Some Closing Thoughts
Life is meaningless whether you like it or not.
We’re all just a speck of dust in the cosmic vastness stuck on a sphere that is spinning, seemingly endlessly, around a larger burning sphere. There is no higher purpose and there is no grand goal behind all of this.
As we zoom in, we can see people coming in and out. But while the population of our planet is in constant rotation, nothing is really changing. Yes, some figures affect the world more than others, but in general, things are still the same – trees, water, wind, oxygen, and a couple of other chemicals.
While surely pessimistic, we shouldn’t let the nihilistic view of life depress us and leave us with no obvious cause.
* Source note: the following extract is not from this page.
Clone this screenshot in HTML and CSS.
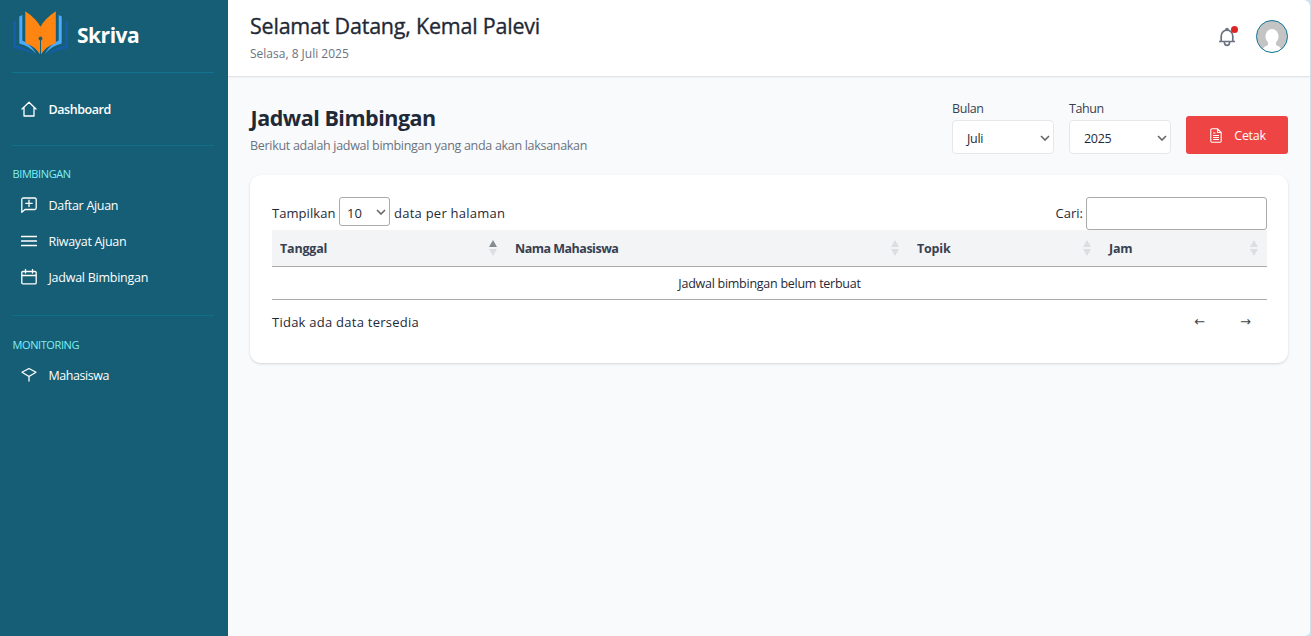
FILE: index.html
```html
<!DOCTYPE html>
<html lang="id">
<head>
<meta charset="utf-8">
<title>Skriva - Jadwal Bimbingan</title>
<link rel="stylesheet" href="styles.css">
</head>
<body>
<div class="app">
  <aside class="sidebar">
    <div class="brand">
      <svg class="logo" width="56" height="48" viewBox="0 0 56 48">
        <path fill="#155da5" d="M0 11h3v24.500q10 1 19 10.500Q12 39.500 0 38.500zM55 11h-3v24.500q-10 1-19 10.500 10-6.500 22-7.500z"/>
        <path fill="#4da9fb" d="M6.300 6.500l3-1.500V30.500q8 3 14 13.500-7.500-8.500-17-10.500zM48.700 6.500l-3-1.500V30.500q-8 3-14 13.500 7.500-8.500 17-10.500z"/>
        <path fill="#ff8512" d="M12.300 1.300Q23 8.500 27.500 16.800 32 8.500 42.800 1.300V33.200Q33 36 27.500 45 22 36 12.300 33.200z"/>
        <circle cx="27.500" cy="28.500" r="1.900" fill="#155e75"/>
        <path d="M27.500 28.500V45" stroke="#155e75" stroke-width="1"/>
      </svg>
      <span class="brand-name">Skriva</span>
    </div>
    <nav class="nav home-nav">
      <a class="nav-item active">
        <svg class="icon" viewBox="0 0 16 16"><path d="M1 8l7-6.800L15 8M3 6.500V15h10V6.500"/></svg>
        <span class="t-dashboard">Dashboard</span>
      </a>
    </nav>
    <nav class="nav group">
      <h3 class="t-bimbingan">BIMBINGAN</h3>
      <a class="nav-item">
        <svg class="icon" viewBox="0 0 16 16"><path d="M.8 15.300V2.500q0-1.500 1.500-1.500h11.400q1.500 0 1.500 1.500v8.500q0 1.500-1.500 1.500H4zM8 3.200v6.300M4.800 6.300h6.400"/></svg>
        <span class="t-daftar">Daftar Ajuan</span>
      </a>
      <a class="nav-item">
        <svg class="icon" viewBox="0 0 16 16"><path d="M.5 3.500h15M.5 8h15M.5 12.500h15"/></svg>
        <span class="t-riwayat">Riwayat Ajuan</span>
      </a>
      <a class="nav-item">
        <svg class="icon" viewBox="0 0 16 16"><path d="M2 2.500h12q1.200 0 1.200 1.200v10q0 1.200-1.200 1.200H2q-1.200 0-1.200-1.200v-10Q.8 2.500 2 2.500zM.8 6.500h14.400M4.500.5v3.500M11.500.5v3.500"/></svg>
        <span class="t-jadwal">Jadwal Bimbingan</span>
      </a>
    </nav>
    <nav class="nav group">
      <h3 class="t-monitoring">MONITORING</h3>
      <a class="nav-item">
        <svg class="icon" viewBox="0 0 16 16"><path d="M8 1.500L15 5.300 8 9.500 1 5.300zM8 9.500V14"/></svg>
        <span class="t-mahasiswa">Mahasiswa</span>
      </a>
    </nav>
  </aside>
  <div class="main">
    <header class="topbar">
      <div>
        <h1><span class="t-welcome">Selamat Datang, Kemal Palevi</span></h1>
        <p class="date"><span class="t-date">Selasa, 8 Juli 2025</span></p>
      </div>
      <div class="user">
        <span class="bell">
          <svg width="18" height="20" viewBox="0 0 18 20" fill="none" stroke="#6b7280" stroke-width="1.700"><path d="M1 14.500h16M3.200 14.500V9a5.800 5.800 0 0 1 11.600 0v5.500M6.500 15v.8a2.500 2.500 0 0 0 5 0V15M8 2.500a1 1 0 0 1 2 0"/></svg>
          <i class="dot"></i>
        </span>
        <svg class="avatar" width="32" height="33" viewBox="0 0 32 33">
          <defs><clipPath id="face"><ellipse cx="16" cy="16.500" rx="15.500" ry="16"/></clipPath></defs>
          <ellipse cx="16" cy="16.500" rx="15.500" ry="16" fill="#c4c4c4"/>
          <g clip-path="url(#face)" fill="#fff"><ellipse cx="16" cy="16.500" rx="6.500" ry="7.500"/><path d="M12 22v3q-6 2-6 8h20q0-6-6-8v-3z"/></g>
          <ellipse cx="16" cy="16.500" rx="15.500" ry="16" fill="none" stroke="#0e7490"/>
        </svg>
      </div>
    </header>
    <main class="content">
      <section class="page-head">
        <div class="page-title">
          <h2><span class="t-title">Jadwal Bimbingan</span></h2>
          <p><span class="t-sub">Berikut adalah jadwal bimbingan yang anda akan laksanakan</span></p>
        </div>
        <div class="filters">
          <label class="field"><span class="t-bulan">Bulan</span>
            <span class="select"><span class="t-juli">Juli</span><svg class="chev" viewBox="0 0 10 6"><path d="M1 1l4 4 4-4"/></svg></span>
          </label>
          <label class="field"><span class="t-tahun">Tahun</span>
            <span class="select"><span class="t-2025">2025</span><svg class="chev" viewBox="0 0 10 6"><path d="M1 1l4 4 4-4"/></svg></span>
          </label>
          <button class="print">
            <svg width="12" height="15" viewBox="0 0 12 15" fill="none" stroke="#fff" stroke-width="1.100"><path d="M7.500.8H2Q.8.800.8 2v11q0 1.200 1.200 1.200h8q1.200 0 1.200-1.200V4.500zM7.500.8v3.700h3.700M3 5h2.500M3 7.500h6M3 9.500h6M3 11.500h6"/></svg>
            <span class="t-cetak">Cetak</span>
          </button>
        </div>
      </section>
      <section class="card">
        <div class="table-tools">
          <div class="length"><span class="t-tampil">Tampilkan</span><span class="select small"><span class="t-10">10</span><svg class="chev" viewBox="0 0 10 6"><path d="M1 1l4 4 4-4"/></svg></span><span class="t-per">data per halaman</span></div>
          <label class="search"><span class="t-cari">Cari:</span><input type="text"></label>
        </div>
        <div class="thead">
          <div class="th"><span class="t-tanggal">Tanggal</span><svg class="sort asc" viewBox="0 0 8 16"><path class="up" d="M4 0l4 7H0z"/><path d="M0 9h8l-4 7z"/></svg></div>
          <div class="th"><span class="t-nama">Nama Mahasiswa</span><svg class="sort" viewBox="0 0 8 16"><path class="up" d="M4 0l4 7H0z"/><path d="M0 9h8l-4 7z"/></svg></div>
          <div class="th"><span class="t-topik">Topik</span><svg class="sort" viewBox="0 0 8 16"><path class="up" d="M4 0l4 7H0z"/><path d="M0 9h8l-4 7z"/></svg></div>
          <div class="th"><span class="t-jam">Jam</span><svg class="sort" viewBox="0 0 8 16"><path class="up" d="M4 0l4 7H0z"/><path d="M0 9h8l-4 7z"/></svg></div>
        </div>
        <div class="empty"><span class="t-empty">Jadwal bimbingan belum terbuat</span></div>
        <div class="table-foot">
          <span class="t-info">Tidak ada data tersedia</span>
          <div class="pager"><span>←</span><span>→</span></div>
        </div>
      </section>
    </main>
  </div>
</div>
</body>
</html>
```
FILE: styles.css
```css
* { box-sizing: border-box; margin: 0; padding: 0; }
body { font-family: "Open Sans", "Noto Sans", sans-serif; font-size: 12.5px; line-height: 20px; color: #1f2937; background: #d3e0ea; white-space: nowrap; }
h1, h2, h3 { font-weight: 400; }
.app { display: flex; width: 1310px; height: 636px; background: #f9fafb; border-radius: 0 7px 5px 0; overflow: hidden; }

.sidebar { width: 228px; flex: none; background: #155e75; color: #fff; padding: 0 14px 0 12px; }
.brand { height: 73px; border-bottom: 1px solid #0e7490; display: flex; gap: 8px; padding: 10px 0 0 1px; }
.brand-name { font-size: 21px; font-weight: 700; line-height: 30px; padding-top: 10px; letter-spacing: -.5px; }
.nav-item { display: flex; align-items: center; gap: 11.5px; height: 36px; padding-left: 9px; }
.nav-item span { padding-top: 2px; }
.active { font-weight: 600; }
.icon { width: 16px; height: 16px; flex: none; fill: none; stroke: #fff; stroke-width: 1.3; stroke-linejoin: round; stroke-linecap: round; }
.home-nav { height: 73px; padding-top: 18px; border-bottom: 1px solid #10708a; }
.group { padding-top: 18px; }
.home-nav + .group { height: 170px; border-bottom: 1px solid #10708a; }
.group h3 { font-size: 11px; line-height: 20px; height: 23px; color: #7ff0f4; padding-left: .5px; }
.group + .group h3 { padding-top: 1px; }
.t-dashboard, .t-mahasiswa { letter-spacing: -.45px; }
.t-daftar, .t-riwayat { letter-spacing: -.3px; }
.t-jadwal { letter-spacing: -.25px; }
.t-bimbingan, .t-monitoring { letter-spacing: -.4px; }

.main { flex: 1; display: flex; flex-direction: column; }
.topbar { height: 77px; background: #fff; border-bottom: 1px solid #e2e5e8; box-shadow: 0 1px 2px rgba(0,0,0,.04); padding: 0 22px; display: flex; justify-content: space-between; }
h1 { font-size: 21.5px; font-weight: 400; line-height: 30px; padding-top: 11px; height: 44px; letter-spacing: -.22px; -webkit-text-stroke: .35px #1f2937; }
.date { color: #6b7280; font-size: 12px; }
.user { display: flex; align-items: flex-start; gap: 20px; padding-top: 20px; }
.bell { position: relative; display: block; margin-top: 7px; height: 20px; }
.dot { position: absolute; left: 13px; top: -1px; width: 7px; height: 7px; border-radius: 50%; background: #dc2626; }

.content { padding: 23px 22px 0; }
.page-head { height: 75px; display: flex; justify-content: space-between; }
.page-title h2 { font-size: 21.5px; font-weight: 700; line-height: 30px; padding-top: 3px; height: 36px; letter-spacing: -.48px; padding-left: .5px; }
.page-title p { color: #6b7280; letter-spacing: -.3px; }
.filters { display: flex; gap: 15px; align-items: flex-start; }
.field { color: #374151; display: block; margin-top: -1px; }
.field > span:first-child { display: block; height: 21px; width: max-content; letter-spacing: -.4px; }
.t-bulan, .t-tahun { letter-spacing: -.4px; }
.select { position: relative; display: flex; align-items: center; width: 102px; height: 34px; border: 1px solid #e5e7eb; border-radius: 4px; background: #fff; padding: 4px 0 0 14px; color: #1f2937; }
.t-juli, .t-2025 { letter-spacing: -.3px; }
.chev { position: absolute; right: 3px; top: 14px; width: 10px; height: 6px; fill: none; stroke: #666; stroke-width: 1.6; }
.print { display: flex; align-items: center; justify-content: center; gap: 12px; width: 102px; height: 38px; margin-top: 16px; padding-left: 2px; border: 0; border-radius: 3px; background: #ef4444; color: #fff; font: inherit; }
.print span { padding-top: 2px; letter-spacing: -.3px; }

.card { height: 188px; border-radius: 11px; background: #fff; padding: 22px 21px 0 22px; box-shadow: 0 1px 3px rgba(0,0,0,.1), 0 1px 2px rgba(0,0,0,.05); }
.table-tools { display: flex; justify-content: space-between; height: 33px; font-size: 13px; }
.length { display: flex; align-items: center; gap: 4px; height: 32px; }
.length > span:not(.select), .t-cari { padding-bottom: 1px; }
.t-tampil { width: 63px; letter-spacing: .06px; }
.t-per, .t-info { letter-spacing: .25px; }
.small { width: 51px; height: 29px; margin-top: -3px; border-color: #aaa; border-radius: 3px; padding: 2px 0 0 7px; }
.small .chev { top: 11px; }
.search { display: flex; align-items: center; gap: 3px; }
.t-cari { margin-top: -1px; }
.search input { width: 181px; height: 33px; border: 1px solid #aaa; border-radius: 3px; background: #fff; }
.thead { display: grid; grid-template-columns: 235px 402px 192px 166px; height: 37px; background: #f3f4f6; border-bottom: 1px solid #aaa; color: #374151; font-weight: 700; }
.th { display: flex; align-items: center; justify-content: space-between; padding: 0 10px 0 8px; }
.th:last-child { padding-right: 9px; }
.th span { padding-top: 2px; letter-spacing: -.2px; }
.th .t-nama { letter-spacing: -.5px; }
.sort { width: 8px; height: 16px; fill: #dcdee1; }
.asc .up { fill: #858a93; }
.empty { height: 33px; line-height: 33px; text-align: center; border-bottom: 1px solid #aaa; letter-spacing: -.26px; }
.table-foot { display: flex; justify-content: space-between; height: 45px; align-items: center; font-size: 13px; }
.t-info { padding-bottom: 2px; }
.pager { display: flex; gap: 35px; padding: 0 16px 2px 0; font-family: "DejaVu Sans", sans-serif; font-size: 13px; color: #444; }
```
Optimistic nihilism allows us to break free from the chains set by society that try to enslave us and gives us the opportunity to choose the things, the people, the activities, and the lifestyle that feels natural and good for us.
An optimistic nihilist realizes that he will be forgotten after he’s gone, that the universe is meaningless, but instead of moaning, he acts.
Essentially, optimistic nihilism allows us to do what is right. Allows to move ourselves to a place attuned to our own personal desires. It’s not going to be easy, surely going to take a lot of work, but these things always come along when you strive to do the right thing.
Attitude is a choice. Happiness is a choice. Optimism is a choice. Kindness is a choice. Giving is a choice. Respect is a choice. Whatever choice you make makes you. Choose wisely.” Roy T. Bennett
- The modern workplace, and the world as a whole, is putting a lot of emphasis on diversity. Which is the right thing to do, of course. The proposition that each of us has a right to “life, liberty, and the pursuit of happiness” remains the best definition for all humanity.
- The formal name of this is called Social Rule System Theory. It means that most human social activities are organized and regulated by socially produced and reproduced systems of rules.
- Who created optimistic nihilism you might ask? Nihilism is most often associated with Friedrich Nietzsche. He used the term to describe the Western world’s disintegration of traditional morality.